→ Written exercise
Retype the opening lines of the data exactly, stopping after the line that contains "import clsx from". Skip every picture.
━━━━━ Given data
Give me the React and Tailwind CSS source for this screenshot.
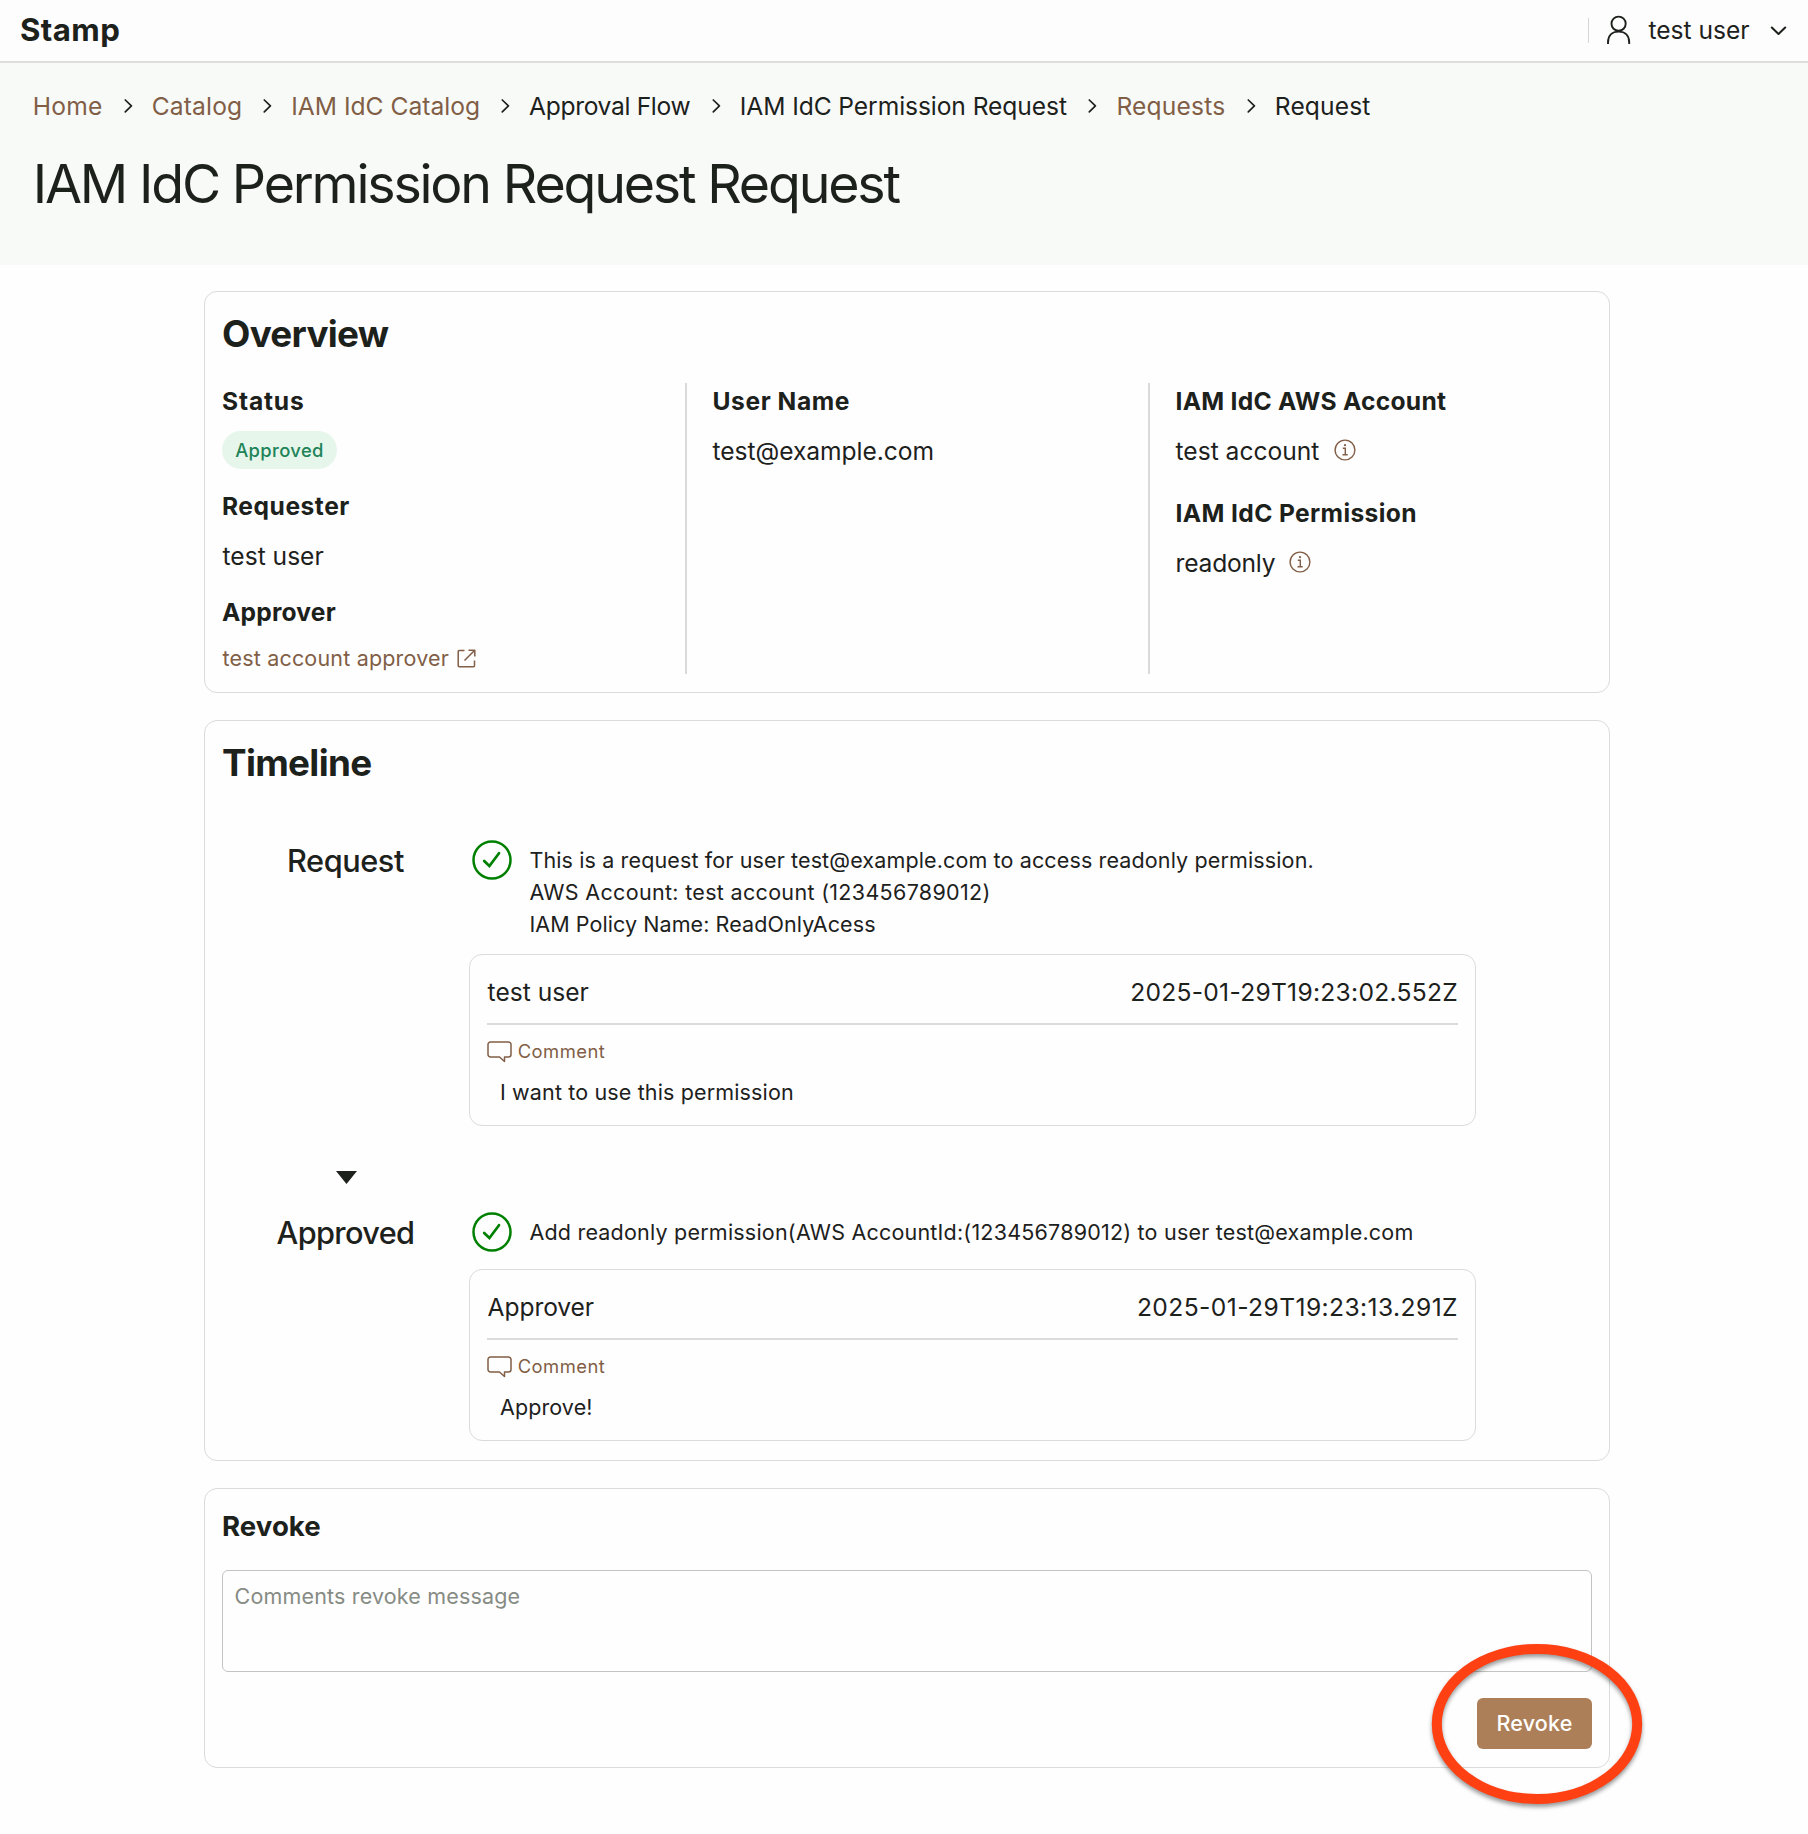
import clsx from "clsx";

function Chevron({ className }) {
  return (
    <svg className={clsx("mr-[19px] h-[14px] w-[9px] shrink-0", className)} viewBox="0 0 9 14" fill="none" stroke="#1d211c" strokeWidth="1.7" strokeLinecap="round" strokeLinejoin="round">
      <path d="M1.3 1 7.4 6.9 1.3 12.9" />
    </svg>
  );
}

function UserIcon() {
  return (
    <svg className="h-[30px] w-[26px]" viewBox="0 0 26 30" fill="none" stroke="#1d211c" strokeWidth="1.9">
      <circle cx="12.6" cy="8.7" r="7.1" />
      <path d="M2 29v-1.6c0-6.8 4.1-10.800 10.600-10.800s10.600 4 10.600 10.800V29" />
    </svg>
  );
}

function InfoIcon() {
  return (
    <svg className="-mt-[2px] h-[22px] w-[22px]" viewBox="0 0 22 22" fill="none" stroke="#815e46" strokeWidth="1.4">
      <circle cx="11" cy="11" r="9.9" />
      <path d="M8.800 9.200H11.300V15.800M8.500 15.800H13.700" />
      <circle cx="11" cy="6.200" r="1.100" fill="#815e46" stroke="none" />
    </svg>
  );
}

function ExternalIcon() {
  return (
    <svg className="h-[19px] w-[19px]" viewBox="0 0 19 19" fill="none" stroke="#815e46" strokeWidth="1.5" strokeLinejoin="round">
      <path d="M7.500 1.500H2.200a1 1 0 0 0-1 1V16.800a1 1 0 0 0 1 1H16.500a1 1 0 0 0 1-1V11.500M11.500 1.200H17.800V7.500M17.500 1.500 7.500 11.500" />
    </svg>
  );
}

function CheckIcon() {
  return (
    <svg className="h-10 w-10 shrink-0" viewBox="0 0 40 40" fill="none" stroke="#008000" strokeWidth="2.500">
      <circle cx="20" cy="20" r="18.500" />
      <path d="M12.200 21 17.400 26 27 13.200" strokeWidth="2.700" strokeLinecap="round" />
    </svg>
  );
}

function CommentIcon() {
  return (
    <svg className="mt-[2px] h-[22px] w-[25px] shrink-0" viewBox="0 0 25 22" fill="none" stroke="#815e46" strokeWidth="1.500" strokeLinejoin="round">
      <path d="M3.500 1H21.500A2.500 2.500 0 0 1 24 3.500V13.500A2.500 2.500 0 0 1 21.500 16H17.500V20.500L12.500 16H3.500A2.500 2.500 0 0 1 1 13.500V3.500A2.500 2.500 0 0 1 3.500 1Z" />
    </svg>
  );
}

const crumbs = [
  { text: "Home", link: true, track: "tracking-[0.28px]" },
  { text: "Catalog", link: true, track: "tracking-[0.14px]" },
  { text: "IAM IdC Catalog", link: true, track: "tracking-[0px]" },
  { text: "Approval Flow", track: "tracking-[-0.33px]" },
  { text: "IAM IdC Permission Request", track: "tracking-[-0.08px]" },
  { text: "Requests", link: true, track: "tracking-[0.18px]" },
  { text: "Request", track: "tracking-[0.11px]" },
];

function Card({ className, children }) {
  return <section className={clsx("rounded-[13px] border border-[#d9dcd9] bg-[#fefefe] px-[17px]", className)}>{children}</section>;
}

function Label({ className, children }) {
  return <dt className={clsx("text-[24.6px] leading-[32px] font-bold whitespace-nowrap", className)}>{children}</dt>;
}

function Step({ title, titleTrack, lines, lineTracks, name, nameTrack, date, dateTrack, comment, commentTrack }) {
  return (
    <div className="flex">
      <h3 className={clsx("w-[247px] text-center text-[30.7px] leading-[41px] font-medium", titleTrack)}>{title}</h3>
      <div className="w-[1007px]">
        <div className="ml-[3px] flex items-start">
          <CheckIcon />
          <div className="mt-1 ml-[17.4px] text-[21.5px] leading-[32px] whitespace-nowrap">
            {lines.map((line, i) => (
              <p key={line} className={lineTracks[i]}>{line}</p>
            ))}
          </div>
        </div>
        <div className={clsx("h-[172px] rounded-[13px] border border-[#d9dcd9] px-[17px] pt-[21px]", lines.length > 1 ? "mt-[14px]" : "mt-[17px]")}>
          <div className="flex h-[49px] justify-between border-b-2 border-[#dadbda] pl-[0.6px] text-[24.6px] leading-[32px]">
            <span className={nameTrack}>{name}</span>
            <span className={dateTrack}>{date}</span>
          </div>
          <div className="mt-[14px] flex h-6 items-center text-[#815e46]">
            <CommentIcon />
            <span className="ml-[5.7px] text-[18.4px] leading-6 tracking-[0.47px]">Comment</span>
          </div>
          <p className={clsx("mt-[13px] pl-[13px] text-[21.5px] leading-[32px]", commentTrack)}>{comment}</p>
        </div>
      </div>
    </div>
  );
}

export default function App() {
  return (
    <div className="min-h-[1834px] w-[1808px] overflow-hidden bg-[#fefefe] font-['Inter',sans-serif] text-[#1d211c]">
      <header className="flex h-[63px] items-center justify-between border-b-2 border-[#dededd] bg-[#fdfdfd] pr-[21.4px] pb-px pl-5">
        <div className="text-[31.2px] leading-[40px] font-bold tracking-[0.4px]">Stamp</div>
        <div className="flex items-center">
          <div className="h-[25px] w-px bg-[#d5d5d5]" />
          <div className="ml-[17px]"><UserIcon /></div>
          <span className="ml-4 text-[24.6px] leading-[32px]">test user</span>
          <svg className="mt-[2px] ml-[20px] h-[10px] w-[17px]" viewBox="0 0 17 10" fill="none" stroke="#1d211c" strokeWidth="2" strokeLinecap="round" strokeLinejoin="round">
            <path d="M1.800 1.500 8.500 8 15.200 1.500" />
          </svg>
        </div>
      </header>

      <div className="h-[202px] bg-[#f8faf8] px-[32.7px] pt-[27px]">
        <nav className="flex h-8 items-center text-[24.6px] leading-[32px] whitespace-nowrap">
          {crumbs.map((c, i) => (
            <div key={c.text} className="flex items-center">
              {i > 0 && <Chevron className={i > 3 ? "ml-[21.5px]" : "ml-[21px]"} />}
              <span className={clsx(c.track, c.link && "text-[#815e46]")}>{c.text}</span>
            </div>
          ))}
        </nav>
        <h1 className="mt-[30px] text-[53.7px] leading-[64px] tracking-[-2.19px]">IAM IdC Permission Request Request</h1>
      </div>

      <main className="mt-[26px] ml-[204px] flex w-[1406px] flex-col gap-[27px]">
        <Card className="h-[402px] pt-5">
          <h2 className="text-[36.8px] leading-[44px] font-bold tracking-[-0.7px]">Overview</h2>
          <div className="mt-[27px] grid h-[291px] grid-cols-[463px_463px_1fr] pt-px">
            <dl className="pt-px">
              <Label className="tracking-[0.83px]">Status</Label>
              <dd className="mt-[14px] h-[38px] w-[115px] rounded-full bg-[#e6f6eb] text-center text-[18.4px] leading-[38px] font-medium tracking-[0.38px] text-[#218358]">Approved</dd>
              <Label className="mt-[21px] tracking-[0.52px]">Requester</Label>
              <dd className="mt-[18px] pl-[0.5px] text-[24.6px] leading-[32px]">test user</dd>
              <Label className="mt-6 tracking-[0.19px]">Approver</Label>
              <dd className="mt-[14px] flex items-center pl-[0.5px] text-[21.5px] leading-[32px] tracking-[0.18px] text-[#815e46]">
                test account approver
                <span className="ml-2"><ExternalIcon /></span>
              </dd>
            </dl>
            <dl className="-mt-px border-l-2 border-[#d9dad9] pt-[2px] pl-[25.5px]">
              <Label className="tracking-[0.57px]">User Name</Label>
              <dd className="mt-[18px] text-[24.6px] leading-[32px] tracking-[-0.05px]">test@example.com</dd>
            </dl>
            <dl className="-mt-px border-l-2 border-[#d9dad9] pt-[2px] pl-[25.5px]">
              <Label className="tracking-[0.26px]">IAM IdC AWS Account</Label>
              <dd className="mt-[18px] flex items-center text-[24.6px] leading-[32px]">
                test account
                <span className="ml-[15px]"><InfoIcon /></span>
              </dd>
              <Label className="mt-[30px] tracking-[0.37px]">IAM IdC Permission</Label>
              <dd className="mt-[18px] flex items-center text-[24.6px] leading-[32px] tracking-[-0.2px]">
                readonly
                <span className="ml-[14px]"><InfoIcon /></span>
              </dd>
            </dl>
          </div>
        </Card>

        <Card className="h-[741px] pt-5">
          <h2 className="text-[36.8px] leading-[44px] font-bold tracking-[-0.67px]">Timeline</h2>
          <div className="mt-[55px]">
            <Step
              title="Request"
              titleTrack="tracking-[-0.45px]"
              lines={[
                "This is a request for user test@example.com to access readonly permission.",
                "AWS Account: test account (123456789012)",
                "IAM Policy Name: ReadOnlyAcess",
              ]}
              lineTracks={["tracking-[0.13px]", "tracking-[0.32px]", "tracking-[0.08px]"]}
              name="test user"
              nameTrack="tracking-[0px]"
              date="2025-01-29T19:23:02.552Z"
              dateTrack="tracking-[0.28px]"
              comment="I want to use this permission"
              commentTrack="tracking-[0.14px]"
            />
            <div className="mt-[45px] mb-7 flex w-[248px] justify-center">
              <svg className="h-[13px] w-[21px]" viewBox="0 0 21 13" fill="#1d211c">
                <path d="M0 0H21L10.500 13Z" />
              </svg>
            </div>
            <Step
              title="Approved"
              titleTrack="tracking-[-0.64px]"
              lines={["Add readonly permission(AWS AccountId:(123456789012) to user test@example.com"]}
              lineTracks={["tracking-[0.21px]"]}
              name="Approver"
              nameTrack="tracking-[-0.1px]"
              date="2025-01-29T19:23:13.291Z"
              dateTrack="tracking-[0.42px]"
              comment="Approve!"
              commentTrack="tracking-[0.1px]"
            />
          </div>
        </Card>

        <Card className="h-[280px] pt-[19px]">
          <h3 className="text-[27.6px] leading-[36px] font-bold tracking-[0.04px]">Revoke</h3>
          <textarea
            className="mt-[26px] block h-[102px] w-full resize-none rounded-[6px] border border-[#c2c4c2] bg-transparent px-[11.5px] py-[9px] text-[21.5px] leading-[32px] tracking-[0.17px] placeholder:text-[#868b84]"
            placeholder="Comments revoke message"
          />
          <div className="mt-[26px] flex justify-end">
            <div className="relative">
              <button className="block h-[51px] w-[115px] rounded-[6px] bg-[#ad7f58] text-[21.5px] font-medium tracking-[0.2px] text-white">Revoke</button>
              <svg className="absolute -top-[64px] -left-[53px] h-[180px] w-[226px] drop-shadow-[0_3px_2px_rgba(0,0,0,0.4)]" viewBox="0 0 226 180" fill="none" stroke="#ff4013" strokeWidth="10">
                <ellipse cx="113" cy="90" rx="100.200" ry="75" />
              </svg>
            </div>
          </div>
        </Card>
      </main>
    </div>
  );
}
━━━━━━━━━━
→ Exercise result
Give me the React and Tailwind CSS source for this screenshot.
import clsx from "clsx";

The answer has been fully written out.